Internet or Splinternet?
11 Aug 2016|

Who owns the Internet? The answer is no one and everyone. The Internet is a network of networks. Each of the separate networks belongs to different companies and organisations, and they rely on physical servers in different countries with varying laws and regulations. But without some common rules and norms, these networks cannot be linked effectively. Fragmentation—meaning the end of the Internet—is a real threat.

Some estimates put the Internet’s economic contribution to global GDP as high as $4.2 trillion in 2016. A fragmented “splinternet” would be very costly to the world, but that is one of the possible futures outlined last month in the report of the Global Commission on Internet Governance, chaired by former Swedish Prime Minister Carl Bildt. The Internet now connects nearly half the world’s population, and another billion people—as well as some 20 billion devices—are forecast to be connected in the next five years.

But further expansion is not guaranteed. In the Commission’s worst-case scenario, the costs imposed by the malicious actions of criminals and the political controls imposed by governments would cause people to lose trust in the Internet and reduce their use of it.

The cost of cybercrime in 2016 has been estimated to be as high as $445 billion, and it could grow rapidly. As more devices, ranging from automobiles to pacemakers, are placed online, malicious hackers could turn the “Internet of Things” (IOT) into ‘the weaponization of everything.’ Massive privacy violations by companies and governments, and cyber attacks on civilian infrastructure such as power grids (as recently happened in Ukraine), could create insecurity that undercuts the Internet’s potential.

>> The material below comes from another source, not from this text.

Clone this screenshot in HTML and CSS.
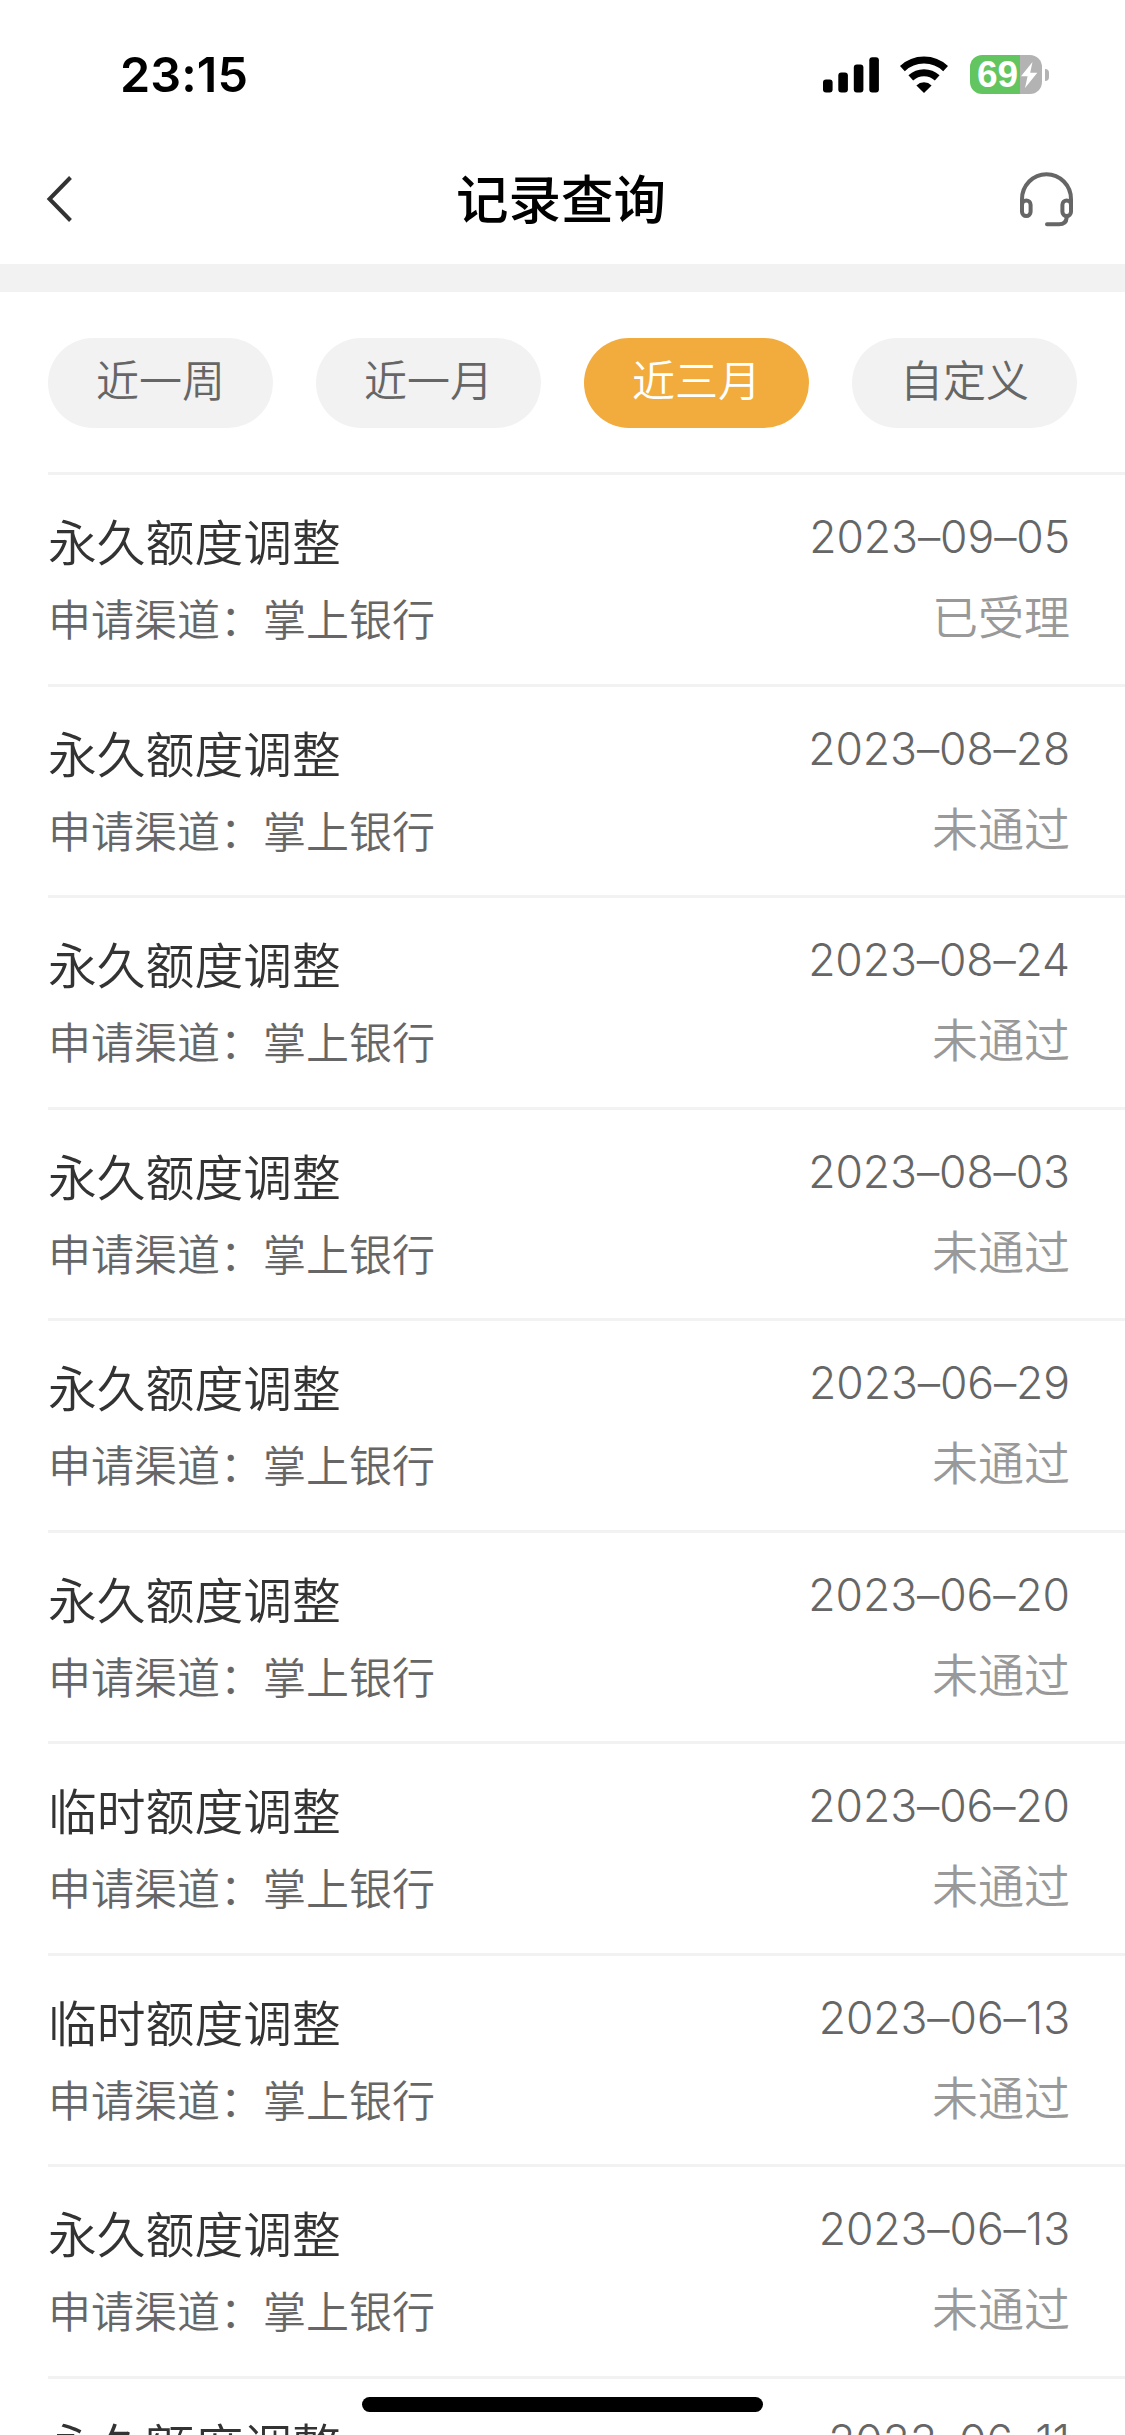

A second scenario is what the Commission calls ‘stunted growth.’ Some users capture disproportionate gains, while others fail to benefit. Three or four billion people are still offline, and the Internet’s economic value for many who are connected is compromised by trade barriers, censorship, laws requiring local storage of data, and other rules that limit the free flow of goods, services, and ideas.

The movement toward sovereign control of the Internet is growing, and a degree of fragmentation already exists. China has the largest number of Internet users, but its “Great Fire Wall” has created barriers with parts of the outside world.

Many governments censor services that they think threaten their political control. If this trend continues, it could cost more than 1% of GDP per year, and also impinge on peoples’ privacy, free speech, and access to knowledge. While the world could muddle along this path, a great deal will be lost and many will be left behind.

In the Commission’s third scenario, a healthy Internet provides unprecedented opportunities for innovation and economic growth. The Internet revolution of the past two decades has contributed something like 8% of global GDP and brought three billion users online, narrowing digital, physical, economic, and educational divides. The Commission’s report states that the IOT may result in up to $11 trillion in additional GDP by 2025.

The Commission concluded that sustaining unhindered innovation will require that the Internet’s standards are openly developed and available; that all users develop better digital “hygiene” to discourage hackers; that security and resilience be at the core of system design (rather than an afterthought, as they currently are); that governments not require third parties to compromise encryption; that countries agree not to attack the Internet’s core infrastructure; and that governments mandate liability and compel transparent reporting of technological problems to provide a market-based insurance industry to enhance the IOT’s security.

Until recently, the debate about the most appropriate approach to Internet governance revolved around three main camps. The first, multi-stakeholder approach, originated organically from the community that developed the Internet, which ensured technical proficiency but not international legitimacy, because it was heavily dominated by American technocrats. A second camp favored greater control by the International Telecommunications Union, a United Nations specialised agency, which ensured legitimacy but at the cost of efficiency. And authoritarian countries like Russia and China championed international treaties guaranteeing no interference with states’ strong sovereign control over their portion of the Internet.

More recently, the Commission argues, a fourth model is developing in which a broadened multi-stakeholder community involves more conscious planning for the participation of each stakeholder (the technical community, private organisations, companies, governments) in international conferences.

An important step in this direction was the US Commerce Department’s decision last month to hand oversight of the so-called IANA functions—the “address book” of the Internet—to the Internet Corporation for Assigned Names and Numbers. ICANN, with a Government Advisory Committee of 162 members and 35 observers, is not a typical inter-governmental organisation: the governments do not control the organisation. At the same time, ICANN is consistent with the multi-stakeholder approach formulated and legitimated by the Internet Governance Forum, established by the UN General Assembly.

Some American senators complained that when President Barack Obama’s Commerce Department handed its oversight of the IANA functions to ICANN, it was ‘giving away the Internet.’ But the US could not ‘give away’ the Internet, because the United States does not own it. While the original Internet linked computers entirely in the US, today’s Internet connects billions of people worldwide. Moreover, the IANA address book (of which there are many copies) is not the Internet.

The US action last month was a step toward a more stable and open multi-stakeholder Internet of the type that the Global Commission applauded. Let’s hope that further steps in this direction follow.